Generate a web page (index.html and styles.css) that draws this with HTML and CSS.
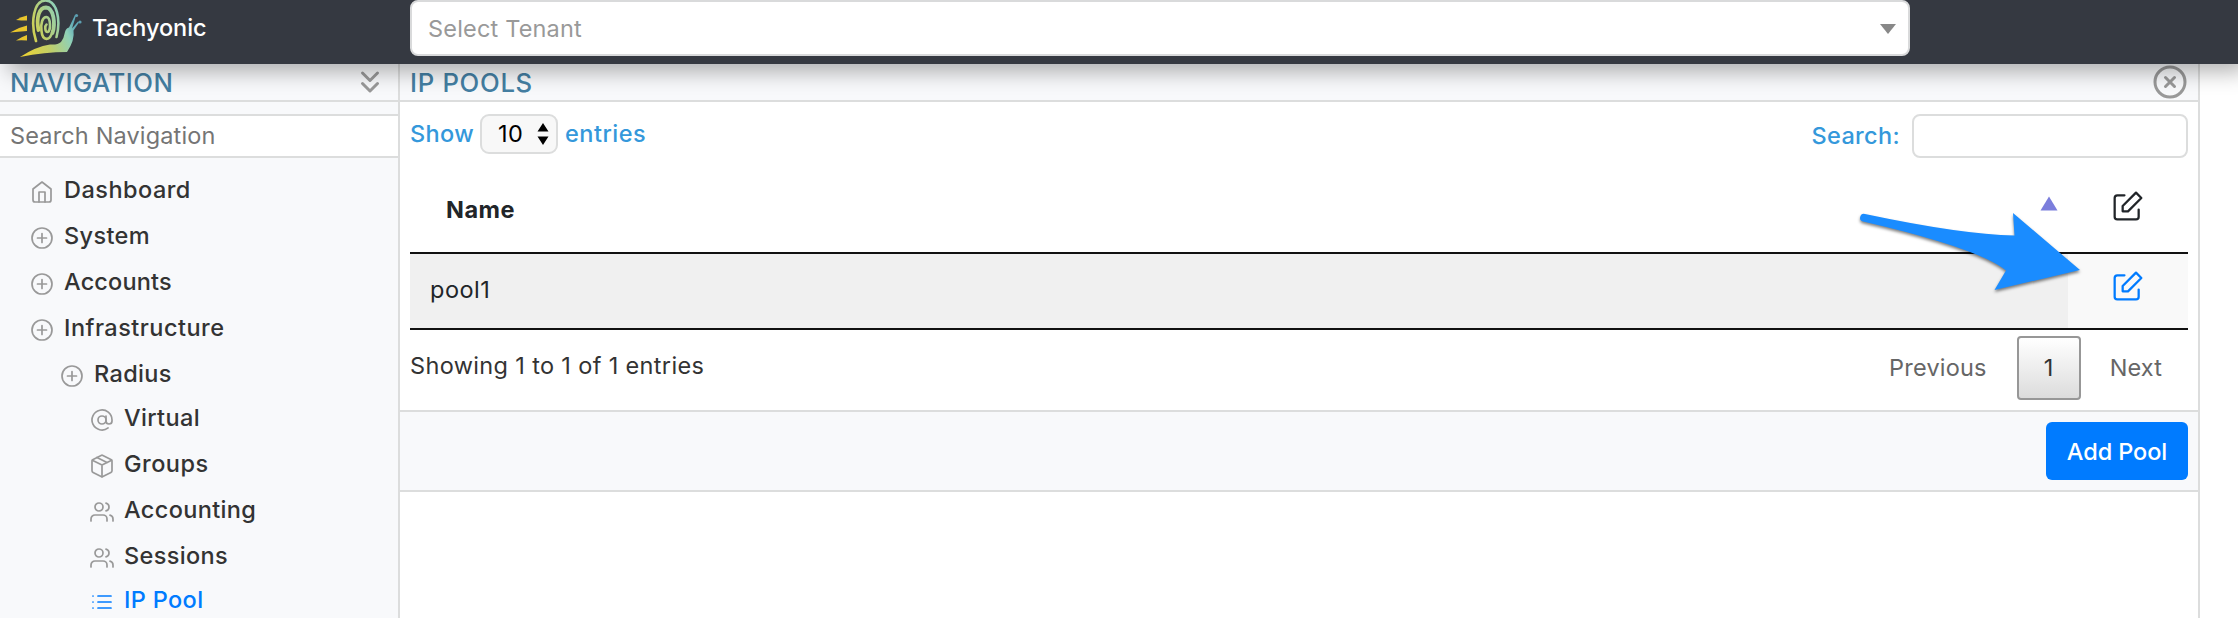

...

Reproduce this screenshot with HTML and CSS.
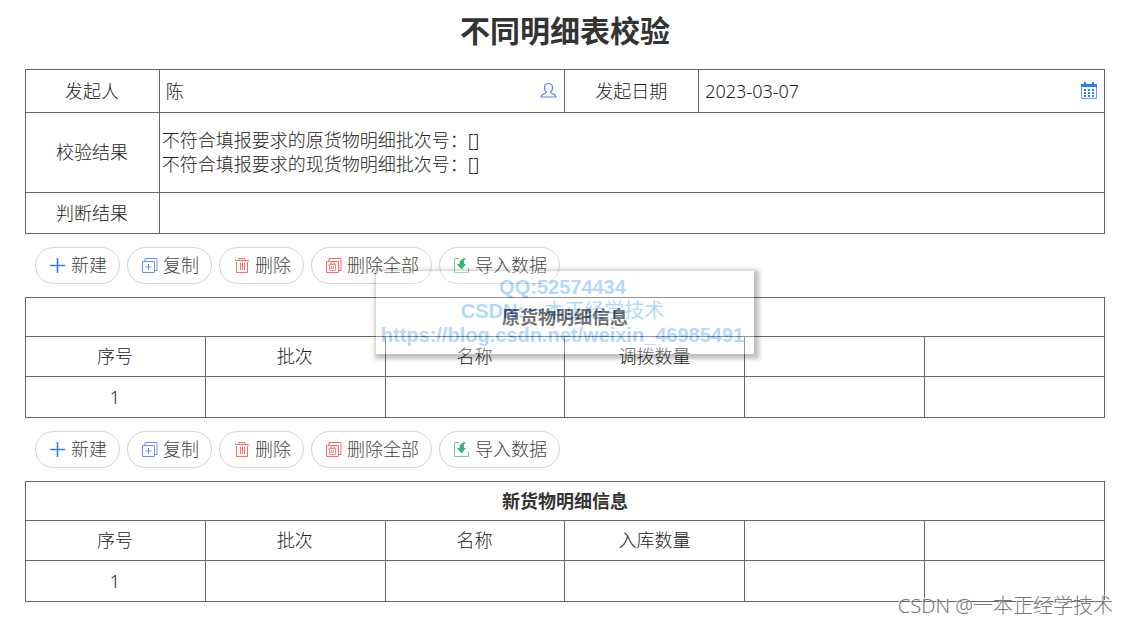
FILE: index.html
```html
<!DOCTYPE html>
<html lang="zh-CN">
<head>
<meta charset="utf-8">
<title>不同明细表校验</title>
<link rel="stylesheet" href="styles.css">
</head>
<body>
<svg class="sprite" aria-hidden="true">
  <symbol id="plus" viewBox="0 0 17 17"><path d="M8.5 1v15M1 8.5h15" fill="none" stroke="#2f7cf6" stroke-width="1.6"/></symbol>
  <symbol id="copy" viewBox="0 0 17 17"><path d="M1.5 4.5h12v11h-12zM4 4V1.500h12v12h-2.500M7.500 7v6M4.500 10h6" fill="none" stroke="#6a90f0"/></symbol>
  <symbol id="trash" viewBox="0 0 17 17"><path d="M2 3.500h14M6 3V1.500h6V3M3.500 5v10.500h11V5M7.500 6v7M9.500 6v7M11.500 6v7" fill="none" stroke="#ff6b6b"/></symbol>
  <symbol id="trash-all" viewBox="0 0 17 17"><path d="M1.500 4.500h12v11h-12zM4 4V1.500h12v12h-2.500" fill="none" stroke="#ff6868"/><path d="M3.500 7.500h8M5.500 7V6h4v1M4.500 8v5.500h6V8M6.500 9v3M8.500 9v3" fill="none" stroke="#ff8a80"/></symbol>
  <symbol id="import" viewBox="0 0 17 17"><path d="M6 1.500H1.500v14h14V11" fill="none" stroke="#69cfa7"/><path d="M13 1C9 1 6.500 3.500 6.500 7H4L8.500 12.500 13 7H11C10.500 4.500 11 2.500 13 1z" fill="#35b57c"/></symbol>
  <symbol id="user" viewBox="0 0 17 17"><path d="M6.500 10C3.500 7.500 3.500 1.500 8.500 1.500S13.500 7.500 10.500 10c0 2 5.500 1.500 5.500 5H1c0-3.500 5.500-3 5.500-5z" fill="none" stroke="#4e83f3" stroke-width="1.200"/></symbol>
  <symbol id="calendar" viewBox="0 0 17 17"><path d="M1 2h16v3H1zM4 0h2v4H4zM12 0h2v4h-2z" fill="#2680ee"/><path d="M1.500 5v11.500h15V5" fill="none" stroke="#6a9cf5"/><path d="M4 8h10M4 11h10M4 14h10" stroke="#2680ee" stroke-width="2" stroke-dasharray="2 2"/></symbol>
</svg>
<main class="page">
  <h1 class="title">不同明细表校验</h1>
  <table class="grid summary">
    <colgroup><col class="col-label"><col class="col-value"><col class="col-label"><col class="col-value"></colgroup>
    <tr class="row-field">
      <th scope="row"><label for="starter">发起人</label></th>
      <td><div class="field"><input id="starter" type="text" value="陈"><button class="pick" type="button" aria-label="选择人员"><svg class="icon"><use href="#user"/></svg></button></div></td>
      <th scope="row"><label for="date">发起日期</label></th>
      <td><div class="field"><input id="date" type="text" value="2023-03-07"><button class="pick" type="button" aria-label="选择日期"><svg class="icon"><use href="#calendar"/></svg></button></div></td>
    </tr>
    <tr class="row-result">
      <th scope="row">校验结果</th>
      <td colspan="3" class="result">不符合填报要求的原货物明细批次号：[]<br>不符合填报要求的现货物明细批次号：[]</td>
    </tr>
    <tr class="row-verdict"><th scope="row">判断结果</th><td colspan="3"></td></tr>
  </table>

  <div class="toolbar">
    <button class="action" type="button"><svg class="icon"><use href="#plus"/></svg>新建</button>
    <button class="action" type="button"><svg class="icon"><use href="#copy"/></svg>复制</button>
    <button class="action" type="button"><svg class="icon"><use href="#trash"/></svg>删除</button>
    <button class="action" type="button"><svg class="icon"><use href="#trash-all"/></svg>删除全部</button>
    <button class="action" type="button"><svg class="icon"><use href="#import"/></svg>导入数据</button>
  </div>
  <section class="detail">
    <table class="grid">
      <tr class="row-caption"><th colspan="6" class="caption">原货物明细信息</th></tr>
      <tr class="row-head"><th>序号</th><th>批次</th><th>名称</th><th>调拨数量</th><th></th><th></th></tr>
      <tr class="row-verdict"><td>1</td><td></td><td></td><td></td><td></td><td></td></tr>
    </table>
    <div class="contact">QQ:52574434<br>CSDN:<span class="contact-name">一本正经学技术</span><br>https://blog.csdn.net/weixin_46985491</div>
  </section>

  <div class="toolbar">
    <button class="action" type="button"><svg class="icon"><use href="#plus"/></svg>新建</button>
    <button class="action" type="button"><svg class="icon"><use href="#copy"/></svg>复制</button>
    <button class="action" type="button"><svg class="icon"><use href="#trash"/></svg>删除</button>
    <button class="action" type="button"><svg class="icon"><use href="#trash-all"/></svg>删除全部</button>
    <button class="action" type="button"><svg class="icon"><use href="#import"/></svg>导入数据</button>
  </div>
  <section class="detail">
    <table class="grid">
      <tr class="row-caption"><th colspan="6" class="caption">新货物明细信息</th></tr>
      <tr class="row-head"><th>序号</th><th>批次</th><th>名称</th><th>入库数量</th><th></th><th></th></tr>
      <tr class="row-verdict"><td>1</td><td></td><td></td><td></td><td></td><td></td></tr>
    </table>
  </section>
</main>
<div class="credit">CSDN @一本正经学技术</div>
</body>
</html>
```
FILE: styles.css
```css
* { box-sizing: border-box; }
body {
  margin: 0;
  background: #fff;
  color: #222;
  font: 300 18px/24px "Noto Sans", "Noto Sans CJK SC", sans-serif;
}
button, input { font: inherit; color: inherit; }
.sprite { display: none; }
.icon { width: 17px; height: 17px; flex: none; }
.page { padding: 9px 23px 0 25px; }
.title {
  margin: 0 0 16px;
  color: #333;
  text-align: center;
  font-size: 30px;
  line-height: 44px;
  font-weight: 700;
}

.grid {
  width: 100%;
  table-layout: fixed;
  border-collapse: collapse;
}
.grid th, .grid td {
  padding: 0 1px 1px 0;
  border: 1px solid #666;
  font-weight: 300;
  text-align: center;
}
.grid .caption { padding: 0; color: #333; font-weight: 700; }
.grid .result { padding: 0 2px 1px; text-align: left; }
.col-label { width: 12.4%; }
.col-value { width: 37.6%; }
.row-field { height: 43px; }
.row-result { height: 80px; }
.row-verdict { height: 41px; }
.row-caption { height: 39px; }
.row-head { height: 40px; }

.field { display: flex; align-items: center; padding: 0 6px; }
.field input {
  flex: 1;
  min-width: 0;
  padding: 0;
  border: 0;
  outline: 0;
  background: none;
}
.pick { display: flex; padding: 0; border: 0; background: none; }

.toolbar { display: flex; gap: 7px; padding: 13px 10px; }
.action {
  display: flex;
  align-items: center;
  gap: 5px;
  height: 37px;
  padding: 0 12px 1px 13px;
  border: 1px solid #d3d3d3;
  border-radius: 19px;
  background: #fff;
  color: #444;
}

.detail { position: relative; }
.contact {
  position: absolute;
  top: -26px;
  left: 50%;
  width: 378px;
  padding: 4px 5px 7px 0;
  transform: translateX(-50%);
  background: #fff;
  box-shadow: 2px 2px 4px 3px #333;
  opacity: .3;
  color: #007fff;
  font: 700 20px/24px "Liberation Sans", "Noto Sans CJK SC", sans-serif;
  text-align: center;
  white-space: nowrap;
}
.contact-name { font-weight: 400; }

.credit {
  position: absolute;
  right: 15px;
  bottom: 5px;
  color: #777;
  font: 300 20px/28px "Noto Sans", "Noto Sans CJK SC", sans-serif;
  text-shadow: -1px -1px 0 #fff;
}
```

---

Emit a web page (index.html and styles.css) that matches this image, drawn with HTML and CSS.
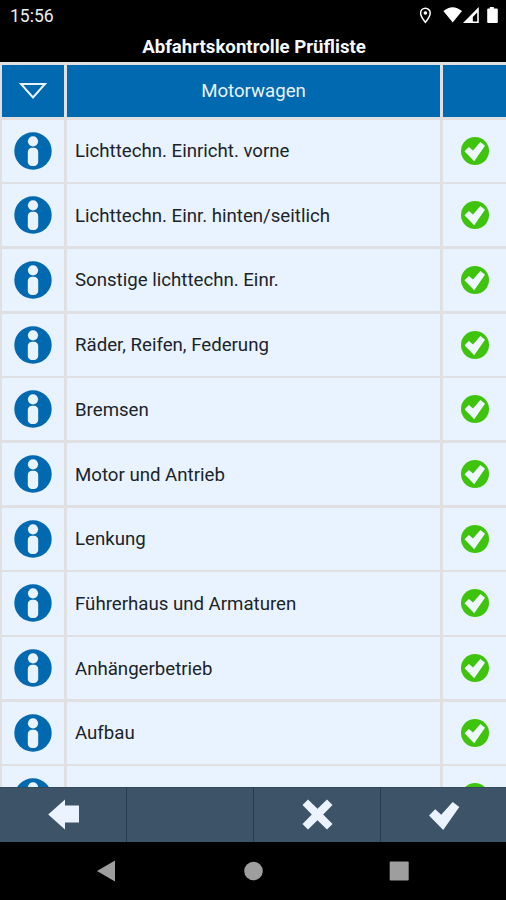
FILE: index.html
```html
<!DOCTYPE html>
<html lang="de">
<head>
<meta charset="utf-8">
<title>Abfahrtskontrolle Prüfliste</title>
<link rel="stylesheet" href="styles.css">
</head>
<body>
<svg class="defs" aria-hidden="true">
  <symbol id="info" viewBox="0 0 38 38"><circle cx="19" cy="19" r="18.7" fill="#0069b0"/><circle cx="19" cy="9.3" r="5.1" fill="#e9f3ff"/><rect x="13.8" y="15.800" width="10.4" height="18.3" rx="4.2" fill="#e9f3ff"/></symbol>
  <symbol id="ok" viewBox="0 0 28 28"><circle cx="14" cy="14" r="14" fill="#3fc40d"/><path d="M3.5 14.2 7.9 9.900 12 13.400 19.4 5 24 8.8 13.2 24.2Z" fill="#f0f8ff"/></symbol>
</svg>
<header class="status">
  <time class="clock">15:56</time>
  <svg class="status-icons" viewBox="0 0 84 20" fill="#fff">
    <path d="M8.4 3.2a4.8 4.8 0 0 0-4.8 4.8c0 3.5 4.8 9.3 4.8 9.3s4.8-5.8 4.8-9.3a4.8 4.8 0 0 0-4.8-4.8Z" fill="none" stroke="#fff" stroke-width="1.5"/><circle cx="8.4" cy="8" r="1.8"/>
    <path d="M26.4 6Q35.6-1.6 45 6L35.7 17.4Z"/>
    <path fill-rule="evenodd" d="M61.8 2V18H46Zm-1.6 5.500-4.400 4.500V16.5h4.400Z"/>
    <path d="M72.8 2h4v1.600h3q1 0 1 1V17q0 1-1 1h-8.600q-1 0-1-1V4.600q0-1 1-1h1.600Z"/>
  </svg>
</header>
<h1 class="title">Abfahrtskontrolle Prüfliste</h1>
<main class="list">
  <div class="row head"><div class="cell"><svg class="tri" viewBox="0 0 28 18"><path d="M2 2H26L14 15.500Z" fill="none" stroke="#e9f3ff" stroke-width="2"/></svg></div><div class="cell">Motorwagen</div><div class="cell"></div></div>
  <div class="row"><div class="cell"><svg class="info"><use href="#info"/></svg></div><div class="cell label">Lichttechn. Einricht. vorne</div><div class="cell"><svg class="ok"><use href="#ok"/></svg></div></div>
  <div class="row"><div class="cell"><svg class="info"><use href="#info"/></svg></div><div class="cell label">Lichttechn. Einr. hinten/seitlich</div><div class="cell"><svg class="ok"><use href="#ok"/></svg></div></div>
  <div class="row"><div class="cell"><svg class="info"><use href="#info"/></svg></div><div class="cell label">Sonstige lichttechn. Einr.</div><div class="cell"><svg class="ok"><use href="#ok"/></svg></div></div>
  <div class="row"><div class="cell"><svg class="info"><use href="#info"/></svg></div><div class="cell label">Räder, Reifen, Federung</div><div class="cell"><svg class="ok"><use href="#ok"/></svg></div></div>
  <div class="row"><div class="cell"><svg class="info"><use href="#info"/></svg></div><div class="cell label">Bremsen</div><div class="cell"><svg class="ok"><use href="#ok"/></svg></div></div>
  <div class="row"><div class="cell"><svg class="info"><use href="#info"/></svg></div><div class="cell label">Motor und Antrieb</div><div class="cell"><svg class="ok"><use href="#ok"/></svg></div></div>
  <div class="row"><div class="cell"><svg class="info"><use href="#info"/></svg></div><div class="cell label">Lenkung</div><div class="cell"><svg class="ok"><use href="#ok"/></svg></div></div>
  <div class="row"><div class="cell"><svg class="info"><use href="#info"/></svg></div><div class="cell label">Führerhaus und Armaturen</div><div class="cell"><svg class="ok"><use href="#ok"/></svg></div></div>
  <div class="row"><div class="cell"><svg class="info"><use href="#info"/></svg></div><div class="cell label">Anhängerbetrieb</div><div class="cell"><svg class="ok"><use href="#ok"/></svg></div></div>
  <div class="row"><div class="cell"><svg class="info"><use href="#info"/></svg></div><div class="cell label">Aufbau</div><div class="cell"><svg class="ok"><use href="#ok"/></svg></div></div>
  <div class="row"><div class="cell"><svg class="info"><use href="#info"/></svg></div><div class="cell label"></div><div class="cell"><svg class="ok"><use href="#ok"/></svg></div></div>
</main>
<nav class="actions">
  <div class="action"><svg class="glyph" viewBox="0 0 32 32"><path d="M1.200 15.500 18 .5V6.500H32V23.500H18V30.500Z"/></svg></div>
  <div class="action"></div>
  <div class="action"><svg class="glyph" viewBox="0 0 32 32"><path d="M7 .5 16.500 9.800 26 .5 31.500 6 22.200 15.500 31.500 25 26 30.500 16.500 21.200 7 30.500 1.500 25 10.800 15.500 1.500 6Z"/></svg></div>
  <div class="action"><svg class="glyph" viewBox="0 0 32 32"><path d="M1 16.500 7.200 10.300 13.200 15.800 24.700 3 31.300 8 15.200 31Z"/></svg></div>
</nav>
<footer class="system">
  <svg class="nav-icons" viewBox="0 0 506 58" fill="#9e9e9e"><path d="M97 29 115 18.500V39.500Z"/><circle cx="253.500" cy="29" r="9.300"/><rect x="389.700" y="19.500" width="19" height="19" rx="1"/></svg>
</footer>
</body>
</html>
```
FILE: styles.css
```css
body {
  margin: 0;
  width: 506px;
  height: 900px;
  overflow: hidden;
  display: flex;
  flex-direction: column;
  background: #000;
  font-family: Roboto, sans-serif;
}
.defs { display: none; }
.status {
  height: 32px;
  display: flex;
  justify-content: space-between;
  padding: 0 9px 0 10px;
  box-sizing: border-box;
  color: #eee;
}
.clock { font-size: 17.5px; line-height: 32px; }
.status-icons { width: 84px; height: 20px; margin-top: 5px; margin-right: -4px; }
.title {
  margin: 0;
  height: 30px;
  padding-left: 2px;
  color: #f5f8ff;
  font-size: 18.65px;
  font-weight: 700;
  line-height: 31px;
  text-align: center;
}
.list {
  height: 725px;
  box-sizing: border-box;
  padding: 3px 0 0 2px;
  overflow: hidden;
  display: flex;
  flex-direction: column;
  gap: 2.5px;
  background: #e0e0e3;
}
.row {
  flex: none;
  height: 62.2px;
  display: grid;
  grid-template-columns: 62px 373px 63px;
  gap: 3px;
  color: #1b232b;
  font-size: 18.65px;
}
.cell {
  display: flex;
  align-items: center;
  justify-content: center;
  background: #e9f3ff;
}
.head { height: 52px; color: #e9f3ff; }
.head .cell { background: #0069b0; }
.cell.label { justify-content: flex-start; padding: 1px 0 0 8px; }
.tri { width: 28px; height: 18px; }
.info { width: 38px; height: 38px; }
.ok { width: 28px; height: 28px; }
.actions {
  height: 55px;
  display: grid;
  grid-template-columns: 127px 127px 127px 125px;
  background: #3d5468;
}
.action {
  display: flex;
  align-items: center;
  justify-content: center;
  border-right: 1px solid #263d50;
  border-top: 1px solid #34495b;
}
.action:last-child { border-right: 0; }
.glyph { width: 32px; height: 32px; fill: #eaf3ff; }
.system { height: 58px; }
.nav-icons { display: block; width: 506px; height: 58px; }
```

* **Work to be completed**
Using the listing above, return all lines where the word "index" occurs.

* **Task result**
Generate a web page (index.html and styles.css) that draws this with HTML and CSS.
FILE: index.html
Emit a web page (index.html and styles.css) that matches this image, drawn with HTML and CSS.
FILE: index.html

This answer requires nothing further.